I'm wondering who your BS is? I might ring them!
Edit: I should qualify this by saying I am buying not re-mortgaging and can only look at 65% max LTV. Also, i don't want to pay £1000 arrangement fee.
If you compare your offer here it looks very competitive:
http://guardian.lcplc-online.co.uk/bestbuy.aspx0 -
Hi BlueC, it's an offer for existing customers only, I'm afraid. It's the Hinckley and Rugby who have been very good lenders for us. I'm not sure what their deals for new customers are.
The only thing that slightly concerns me is that, whenever I've looked over the years, I've never found a mortgage to beat the one we have now, I am a bit worried that we'll regret the 3.45% floor after the 5 years are up. I guess I should look at historical rates. Is there a website that shows them?0 -
Thanks, I checked and they don't have any fixed rate deals for new customers !
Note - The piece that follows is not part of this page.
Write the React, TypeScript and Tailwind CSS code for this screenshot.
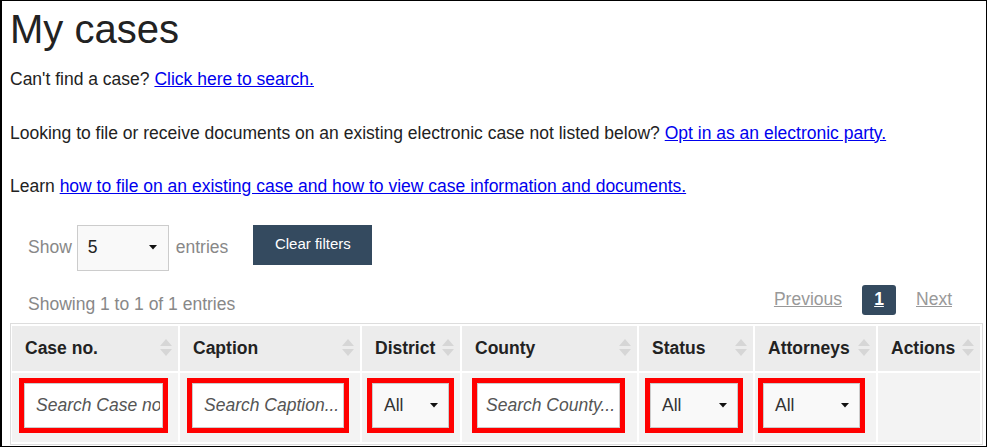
import React from 'react';

const columns = ['Case no.', 'Caption', 'District', 'County', 'Status', 'Attorneys', 'Actions'];

function SortIcon() {
  return (
    <svg width="14" height="20" viewBox="0 0 14 20" className="shrink-0">
      <path d="M7 1 L13 8 L1 8 Z" fill="#d6d6d6" />
      <path d="M1 11 L13 11 L7 18 Z" fill="#d6d6d6" />
    </svg>
  );
}

function Caret() {
  return (
    <svg width="8" height="5" viewBox="0 0 8 5">
      <path d="M0 0 L8 0 L4 4.5 Z" fill="#111" />
    </svg>
  );
}

function SearchBox({ placeholder, className, pad }: { placeholder: string; className: string; pad: string }) {
  return (
    <div className={`border-[5px] border-[#ff0000] ${className}`}>
      <input
        placeholder={placeholder}
        className={`block h-[45px] w-full border border-[#ccc] bg-white pr-[2px] text-[17.5px] outline-none placeholder:italic placeholder:text-[#555] ${pad}`}
      />
    </div>
  );
}

function SelectBox({ className }: { className: string }) {
  return (
    <div className={`border-[5px] border-[#ff0000] ${className}`}>
      <div className="flex h-[45px] items-center justify-between border border-[#ccc] bg-[#f9f9f9] pl-[11px] pr-[10px] text-[17.5px] text-[#333]">
        <span>All</span>
        <Caret />
      </div>
    </div>
  );
}

export default function App() {
  return (
    <div className="h-[448px] w-[988px] overflow-hidden bg-white font-['Liberation_Sans',Arial,sans-serif] text-[#222]">
      <div className="h-[447px] w-[987px] overflow-hidden border border-l-2 border-black">
        <div className="px-[8px] text-[17.5px] leading-[22px]">
          <h1 className="mt-[6px] text-[40px] leading-[44px]">My cases</h1>
          <p className="mt-[17px]">
            Can't find a case?{' '}
            <a href="#" className="text-[#0000ee] underline">Click here to search.</a>
          </p>
          <p className="mt-[31.5px]">
            Looking to file or receive documents on an existing electronic case not listed below?{' '}
            <a href="#" className="text-[#0000ee] underline">Opt in as an electronic party.</a>
          </p>
          <p className="mt-[31.5px]">
            Learn{' '}
            <a href="#" className="text-[#0000ee] underline">
              how to file on an existing case and how to view case information and documents.
            </a>
          </p>
        </div>

        <div className="mt-[27.5px] flex items-start pl-[26px] text-[17.5px]">
          <div className="flex h-[46px] items-center text-[#888]">
            <span>Show</span>
            <div className="ml-[5px] flex h-[46px] w-[92px] items-center justify-between border border-[#ccc] bg-[#f9f9f9] pl-[10px] pr-[11px] text-[#222]">
              <span>5</span>
              <Caret />
            </div>
            <span className="ml-[7px]">entries</span>
          </div>
          <button className="ml-[25px] h-[40px] w-[119px] bg-[#344a5f] text-[15px] text-white">
            Clear filters
          </button>
        </div>

        <div className="mt-[14px] flex items-end justify-between pl-[26px] pr-[34px] text-[17.5px]">
          <span className="leading-[22px] text-[#888]">Showing 1 to 1 of 1 entries</span>
          <div className="flex items-center">
            <a href="#" className="text-[#999] underline">Previous</a>
            <span className="ml-[20px] flex h-[30px] w-[34px] items-center justify-center rounded-[3px] bg-[#344a5f] font-bold text-white underline">
              1
            </span>
            <a href="#" className="ml-[20px] text-[#999] underline">Next</a>
          </div>
        </div>

        <div className="ml-[8px] mt-[8px] w-[973px] border border-[#ddd] pb-[2px] pl-[1px] pr-[2px] pt-[2px]">
          <div className="grid grid-cols-[166px_180px_98px_175px_114px_121px_1fr] gap-x-[2px] gap-y-[2px]">
            {columns.map((c) => (
              <div
                key={c}
                className="flex h-[45px] items-center justify-between gap-[4px] bg-[#ececec] pl-[13px] pr-[5px] text-[17.5px] font-bold text-[#222]"
              >
                <span className="whitespace-nowrap">{c}</span>
                <SortIcon />
              </div>
            ))}
            <div className="bg-[#f3f3f3] pb-[9px] pl-[7px] pt-[5px]">
              <SearchBox placeholder="Search Case no..." className="w-[149px]" pad="pl-[11px]" />
            </div>
            <div className="bg-[#f3f3f3] pb-[9px] pl-[7px] pt-[5px]">
              <SearchBox placeholder="Search Caption..." className="w-[162px]" pad="pl-[11px]" />
            </div>
            <div className="bg-[#f3f3f3] pb-[9px] pl-[5px] pt-[5px]">
              <SelectBox className="w-[87px]" />
            </div>
            <div className="bg-[#f3f3f3] pb-[9px] pl-[10px] pt-[5px]">
              <SearchBox placeholder="Search County..." className="w-[153px]" pad="pl-[8px]" />
            </div>
            <div className="bg-[#f3f3f3] pb-[9px] pl-[6px] pt-[5px]">
              <SelectBox className="w-[98px]" />
            </div>
            <div className="bg-[#f3f3f3] pb-[9px] pl-[3px] pt-[5px]">
              <SelectBox className="w-[107px]" />
            </div>
            <div className="bg-[#f3f3f3]" />
          </div>
        </div>
      </div>
    </div>
  );
}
After 5 years can you move to a different product without a penalty? If so then I wouldn't worry about the 3.45% floor that it reverts to after 5 years. You're on a great deal now provided the BoE rates stay low so taking a fixed rate is going to be a gamble, but it could pay off and at least it removes any uncertainty.
Good luck!0 -
Confronted with that choice, I would take the offer. However, my circumstances are different to yours and the important thing to consider is whether you feel you would benefit from a fixed rate or you are happy on the existing variable rate which will see your payments increase over time.
Personal preference, but I would take it.I am an Independent Financial AdviserYou should note that this site doesn't check my status as an Independent Financial Adviser, so you need to take my word for it. This signature is here as I follow MSE's Adviser Code of Conduct. Any posts on here are for information and discussion purposes only and shouldn't be seen as financial advice.0 -
The H&R are trying to up their own profit margins in the short term. While also introducing a floor into the contract. Thereby moving you away from what you already have.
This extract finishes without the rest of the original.